Um pedido de vista da ministra Cármen Lúcia Antunes Rocha adiou o julgamento do Habeas Corpus (HC 107090) impetrado por M.M.N., acusado de cometer homicídio triplamente qualificado motivado por ciúme. O HC foi analisado pela Primeira Turma do Supremo Tribunal Federal (STF) na sessão extraordinária desta quarta-feira (13). A defesa do acusado pretendia afastar a incidência do motivo fútil, aplicando o entendimento de que o ciúme não qualifica o crime, pois não pode ser considerado motivo fútil ou torpe.
O caso
O homicídio foi cometido às duas horas da madrugada após M.M.N. encontrar sua ex-mulher no quarto com um homem em trajes íntimos. Eles estavam na casa da mãe da ex-mulher, mas o acusado invadiu a casa e, após agredir o homem que tentou se esconder embaixo da cama, M.M.N. levou-o até seu carro e, em local afastado, atropelou-o por diversas vezes até matá-lo. A defesa informou que o acusado teve um relacionamento de 16 anos com a ex-mulher, do qual nasceu um filho, sendo que a separação teria ocorrido há apenas três meses antes do crime.
Os advogados sustentaram ainda que havia um indício de reconciliação no relacionamento e, por essa razão, o acusado teria sido tomado pela surpresa ao flagrar sua ex-mulher com outro homem. “É evidente que tal fato não é insignificante e pífio”, sustentou ao pedir que não seja aplicado o motivo fútil para qualificar o crime. “Trata-se de uma qualificadora absolutamente excessiva e inadequada em razão dos fatos apresentados”, sustentou a defesa.
Voto
O relator do caso, ministro Ricardo Lewandowski, votou para negar o HC, pois em seu entendimento “cabe ao Conselho de Sentença decidir se o paciente praticou o ilícito motivado por ciúme, assim como analisar se o referido sentimento no caso concreto constitui motivo torpe que qualifica crime de homicídio”. Para ele, “não se deve usurpar do Tribunal do Júri o pleno exame dos fatos da causa”.
Em outras palavras, o ministro considerou que somente o juiz natural do processo, que no caso é o Tribunal do Júri por se tratar de crime doloso contra a vida, poderia analisar se houve ou não o motivo fútil.
Divergência
O ministro Luiz Fux abriu divergência ao conceder o habeas corpus e afastar a incidência do motivo torpe.

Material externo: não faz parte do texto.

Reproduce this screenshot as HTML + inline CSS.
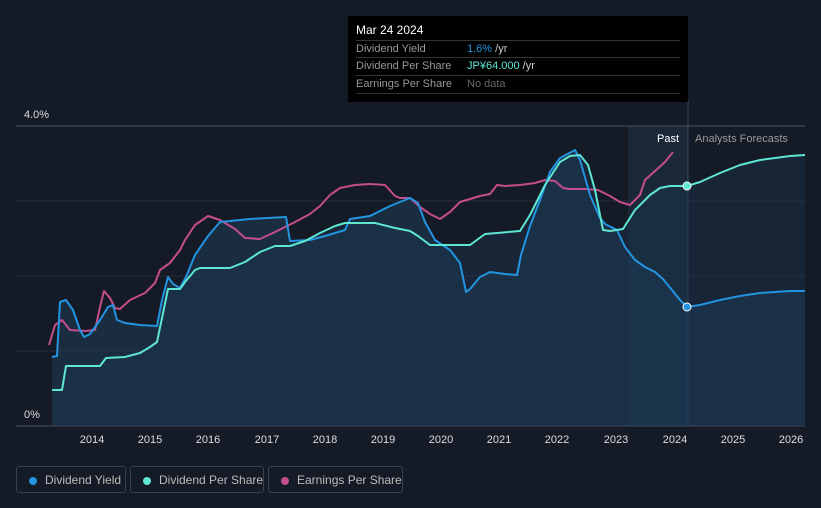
<!DOCTYPE html>
<html><head><meta charset="utf-8"><style>
body{margin:0;background:#151b26;font-family:"Liberation Sans",sans-serif;}
.wrap{position:relative;width:821px;height:508px;overflow:hidden;background:#151b26}
.tt{position:absolute;left:348px;top:16px;width:340px;height:86px;background:#000;}
.tt .h{position:absolute;left:8px;top:7px;color:#fff;font-size:12px}
.row{position:absolute;left:8px;width:324px;border-top:1px solid #333;height:17px;font-size:11px;color:#999;line-height:17px;white-space:nowrap}
.row span{position:absolute;left:111px}
.leg{position:absolute;top:466px;height:27px;border:1px solid #3a3f48;border-radius:3px;color:#bbb;font-size:12px;line-height:27px;box-sizing:border-box;white-space:nowrap}
.leg i{position:absolute;left:12px;top:10px;width:8px;height:8px;border-radius:50%}
.leg b{font-weight:normal;position:absolute;left:28px}
</style></head><body><div class="wrap">
<svg width="821" height="508" style="position:absolute;left:0;top:0">
<rect x="628" y="126" width="60" height="300" fill="#1a2838"/>
<line x1="16" y1="126" x2="805" y2="126" stroke="#4a4f58"/>
<g stroke="#262c37"><line x1="16" y1="201" x2="805" y2="201"/><line x1="16" y1="276" x2="805" y2="276"/><line x1="16" y1="351" x2="805" y2="351"/></g>
<line x1="16" y1="426" x2="805" y2="426" stroke="#4a4f58"/>
<line x1="688" y1="100" x2="688" y2="426" stroke="#2a4a6a"/>
<path d="M52,426 L52,357 57,356 60,302 66,300 73,310 80,330 84,337 90,334 100,320 108,307 113,305 117,320 125,323 140,325 157,326 162,300 168,277 173,284 180,288 186,277 195,255 208,236 220,222 250,219 286,217 290,241 310,240 325,236 345,230 350,219 370,216 390,206 410,198 418,203 425,222 435,240 450,250 460,263 466,292 470,289 480,277 490,272 505,274 517,275 521,255 530,226 540,200 550,172 560,158 575,150 580,160 590,195 600,218 605,224 617,230 625,247 635,260 645,267 655,272 663,279 672,290 680,300 687,307 700,305 720,300 740,296 760,293 790,291 805,291 L805,426Z" fill="#1e3a55" fill-opacity="0.55"/>
<path d="M52,426 L52,390 62,390 66,366 100,366 106,358 125,357 140,353 150,347 157,342 162,318 168,289 180,289 185,282 195,270 200,268 230,268 245,262 260,252 275,246 290,246 305,241 320,233 335,226 345,223 375,223 395,228 410,231 418,236 430,245 470,245 485,234 520,231 530,215 545,185 560,162 570,156 580,155 588,165 595,190 603,230 610,231 623,229 635,210 650,195 660,188 670,186 687,186 700,182 720,173 740,165 760,160 790,156 805,155 L805,426Z" fill="#1e3a55" fill-opacity="0.35"/>
<g fill="none" stroke-width="2" stroke-linejoin="round">
<path stroke="#c44d8c" d="M49,345 55,325 62,320 70,330 85,331 95,330 100,307 104,291 110,298 115,308 120,309 130,300 145,293 155,283 160,270 170,263 180,250 185,240 195,225 208,216 220,220 235,229 245,238 260,239 275,232 295,222 310,214 320,206 330,195 340,188 355,185 370,184 385,185 395,196 400,198 410,198 420,207 430,214 440,219 450,212 460,202 470,199 480,196 490,194 497,185 505,186 520,185 535,183 545,180 555,181 563,188 570,189 585,189 598,190 610,196 620,202 630,205 640,195 645,180 655,171 665,162 673,152"/>
<path stroke="#2394e0" d="M52,357 57,356 60,302 66,300 73,310 80,330 84,337 90,334 100,320 108,307 113,305 117,320 125,323 140,325 157,326 162,300 168,277 173,284 180,288 186,277 195,255 208,236 220,222 250,219 286,217 290,241 310,240 325,236 345,230 350,219 370,216 390,206 410,198 418,203 425,222 435,240 450,250 460,263 466,292 470,289 480,277 490,272 505,274 517,275 521,255 530,226 540,200 550,172 560,158 575,150 580,160 590,195 600,218 605,224 617,230 625,247 635,260 645,267 655,272 663,279 672,290 680,300 687,307 700,305 720,300 740,296 760,293 790,291 805,291"/>
<path stroke="#5ee6d2" d="M52,390 62,390 66,366 100,366 106,358 125,357 140,353 150,347 157,342 162,318 168,289 180,289 185,282 195,270 200,268 230,268 245,262 260,252 275,246 290,246 305,241 320,233 335,226 345,223 375,223 395,228 410,231 418,236 430,245 470,245 485,234 520,231 530,215 545,185 560,162 570,156 580,155 588,165 595,190 603,230 610,231 623,229 635,210 650,195 660,188 670,186 687,186 700,182 720,173 740,165 760,160 790,156 805,155"/>
</g>
<circle cx="687" cy="307" r="4" fill="#2394e0" stroke="#fff" stroke-width="1"/>
<circle cx="687" cy="186" r="4" fill="#5ee6d2" stroke="#fff" stroke-width="1"/>
<g fill="#ddd" font-size="11" font-family="Liberation Sans,sans-serif" text-anchor="middle">
<text x="92" y="443">2014</text><text x="150" y="443">2015</text><text x="208" y="443">2016</text><text x="267" y="443">2017</text><text x="325" y="443">2018</text><text x="383" y="443">2019</text><text x="441" y="443">2020</text><text x="499" y="443">2021</text><text x="557" y="443">2022</text><text x="616" y="443">2023</text><text x="675" y="443">2024</text><text x="733" y="443">2025</text><text x="791" y="443">2026</text>
</g>
<text x="24" y="118" fill="#ddd" font-size="11" font-family="Liberation Sans,sans-serif">4.0%</text>
<text x="24" y="418" fill="#ddd" font-size="11" font-family="Liberation Sans,sans-serif">0%</text>
<text x="679" y="142" fill="#fff" font-size="11" text-anchor="end" font-family="Liberation Sans,sans-serif">Past</text>
<text x="695" y="142" fill="#999" font-size="11" font-family="Liberation Sans,sans-serif">Analysts Forecasts</text>
</svg>
<div class="tt"><div class="h">Mar 24 2024</div>
<div class="row" style="top:24px">Dividend Yield<span><font color="#2394e0">1.6%</font> <font color="#ccc">/yr</font></span></div>
<div class="row" style="top:41px">Dividend Per Share<span><font color="#5ee6d2">JP¥64.000</font> <font color="#ccc">/yr</font></span></div>
<div class="row" style="top:59px;border-bottom:1px solid #333">Earnings Per Share<span style="color:#666">No data</span></div>
</div>
<div class="leg" style="left:16px;width:110px"><i style="background:#2394e0"></i><b>Dividend Yield</b></div>
<div class="leg" style="left:130px;width:134px"><i style="background:#5ee6d2"></i><b>Dividend Per Share</b></div>
<div class="leg" style="left:268px;width:135px"><i style="background:#c44d8c"></i><b>Earnings Per Share</b></div>
</div></body></html>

Ele destacou que o acusado estava movido de uma “violenta emoção” e já está respondendo por homicídio e também pelo meio cruel utilizado na prática do crime.
No entanto, para o ministro Fux, o ciúme causado pelo intento de reconciliação e pela constatação de um homem escondido embaixo da cama, para quem alimenta o refazimento de um amor, não parece um motivo fútil.
“Nesse caso, entendo que o réu vai responder exatamente pelo que praticou, homicídio e meio cruel, mas, no meu modo de ver, não foi inspirado por motivo fútil”, ressaltou.
O ministro Marco Aurélio acompanhou a divergência, pois, em seu entendimento, caso fique assentado que ficou configurado ciúme a ponto de ser enquadrado como qualificadora, em todo e qualquer homicídio por traição se terá essa qualificadora. “A meu ver, se defrontou o agente com um quadro que o levou a ficar fora de si e cometer o desatino”, destacou.
“Considerado o subjetivismo desse sentimento que é o ciúme, devemos, para reconhecer a qualificadora do motivo fútil, atuar com parcimônia. Talvez eu ficasse na dúvida se a vítima tivesse sido a mulher, mas não. A demonstrar que tudo resultou de uma violenta emoção na constatação do fato, tem-se que a vítima foi aquele que estava com a companheira”, disse o ministro Marco Aurélio, que ainda acrescentou: “eu não aponto essa reação verificada como um motivo fútil, ou seja, um motivo sem importância. Ele realmente foi compelido ao desatino ante o contexto presenciado”.
O julgamento será retomado com o voto-vista da ministra Cármen Lúcia.